When using this as a library, I recommend disabling all features (except base) (std-dev = { version = "0.1", default-features = false, features = ["base"] }) and enabling those you need.

  • bin (default, binary feature): This enables the binary to compile.
  • prettier (default, binary feature): Makes the binary output prettier. Includes colours and prompts for interactive use.
  • completion (default, binary feature): Enable the ability to generate shell completions.
  • regression (default, library and binary feature): Enables all regression estimators. This requires nalgebra, which provides linear algebra.
  • ols (default, library feature): Enables the use of OLS, which is the "default" estimator. This also enables polynomial Theil-Sen for degrees > 2 & polynomial regression in best_fit functions.
  • arbitrary-precision (default, library feature): Uses arbitrary precision algebra for >10 degree polynomial regression.
  • percentile-rand (default, base, library feature): Enables the recommended pivot_fn for percentile-related functions.
  • simplify-fraction (default, base, library feature): Fractions are simplified.
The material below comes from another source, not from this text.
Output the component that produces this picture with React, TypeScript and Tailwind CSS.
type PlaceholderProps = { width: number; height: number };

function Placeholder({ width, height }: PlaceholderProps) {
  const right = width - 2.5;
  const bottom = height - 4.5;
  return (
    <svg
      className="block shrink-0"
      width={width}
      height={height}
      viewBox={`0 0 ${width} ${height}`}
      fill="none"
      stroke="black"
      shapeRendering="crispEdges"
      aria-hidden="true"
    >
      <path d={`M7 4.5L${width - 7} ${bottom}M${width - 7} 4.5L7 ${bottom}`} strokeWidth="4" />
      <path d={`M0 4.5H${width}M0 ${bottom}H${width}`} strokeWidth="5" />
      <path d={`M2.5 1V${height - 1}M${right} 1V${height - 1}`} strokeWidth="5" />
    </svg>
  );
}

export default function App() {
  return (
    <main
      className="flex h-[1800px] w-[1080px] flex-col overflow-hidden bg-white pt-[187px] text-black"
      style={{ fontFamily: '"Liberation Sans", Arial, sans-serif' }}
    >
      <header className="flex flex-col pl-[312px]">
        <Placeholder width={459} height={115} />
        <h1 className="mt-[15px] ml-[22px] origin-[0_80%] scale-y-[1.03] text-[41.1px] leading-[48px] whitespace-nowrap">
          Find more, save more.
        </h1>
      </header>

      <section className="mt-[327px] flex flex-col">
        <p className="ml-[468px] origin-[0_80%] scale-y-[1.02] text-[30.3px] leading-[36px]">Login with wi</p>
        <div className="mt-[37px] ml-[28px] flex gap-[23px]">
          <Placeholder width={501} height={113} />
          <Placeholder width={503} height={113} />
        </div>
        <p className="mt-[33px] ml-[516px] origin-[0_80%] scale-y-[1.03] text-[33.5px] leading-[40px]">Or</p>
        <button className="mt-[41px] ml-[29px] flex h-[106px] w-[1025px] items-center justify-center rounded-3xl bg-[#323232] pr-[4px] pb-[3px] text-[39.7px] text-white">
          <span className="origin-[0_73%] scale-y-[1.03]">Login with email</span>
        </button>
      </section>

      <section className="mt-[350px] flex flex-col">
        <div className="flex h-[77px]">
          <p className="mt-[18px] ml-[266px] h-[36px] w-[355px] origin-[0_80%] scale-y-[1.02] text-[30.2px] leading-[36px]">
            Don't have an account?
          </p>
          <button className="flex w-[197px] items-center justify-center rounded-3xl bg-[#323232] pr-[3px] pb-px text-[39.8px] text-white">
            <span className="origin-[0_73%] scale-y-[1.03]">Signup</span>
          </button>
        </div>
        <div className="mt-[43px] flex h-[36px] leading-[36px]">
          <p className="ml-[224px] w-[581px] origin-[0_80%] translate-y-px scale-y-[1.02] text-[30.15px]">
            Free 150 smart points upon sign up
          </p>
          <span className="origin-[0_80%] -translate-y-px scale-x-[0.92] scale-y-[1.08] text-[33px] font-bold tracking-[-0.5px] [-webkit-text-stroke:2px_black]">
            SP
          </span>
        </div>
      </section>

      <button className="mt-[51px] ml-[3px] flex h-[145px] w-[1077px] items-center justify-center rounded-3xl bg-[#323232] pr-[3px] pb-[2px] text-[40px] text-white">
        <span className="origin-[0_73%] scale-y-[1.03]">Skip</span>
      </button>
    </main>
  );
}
Relaxes the requirements for fraction input and implements Eq & Ord for fractions.
  • generic-impls (default, base, library feature): Makes mean, standard_deviation, and percentile resolving generic over numbers. This enables you to use numerical types from other libraries without hassle.

Documentation

Documentation of the main branch can be found at doc.icelk.dev.

To document with information on which cargo features enables the code, set the environment variable RUSTDOCFLAGS to --cfg docsrs (e.g. in Fish set -x RUSTDOCFLAGS "--cfg docsrs") and then run cargo +nightly doc.

Performance

This library aims to be as fast as possible while maintaining easily readable code.

Clusters

As all algorithms are executed in linear time now, this is not as useful, but nevertheless an interesting feature. If you already have clustered data, this feature is great.

When using the clusters feature (turning your list into a ClusterList), calculations are done per unique value. Say you have a dataset of infant height, in centimeters. That's probably only going to be some 40 different values, but potentially millions of entries. Using clusters, all that data is only processed as O(40), not O(millions). (I know that notation isn't right, but you get my point).

Creating this cluster involves adding all the values to a map. This takes O(n) time, but is very slow compared to all other algorithms. After creation, most operations in this library are executed in O(m) time, where m is the count of unique values.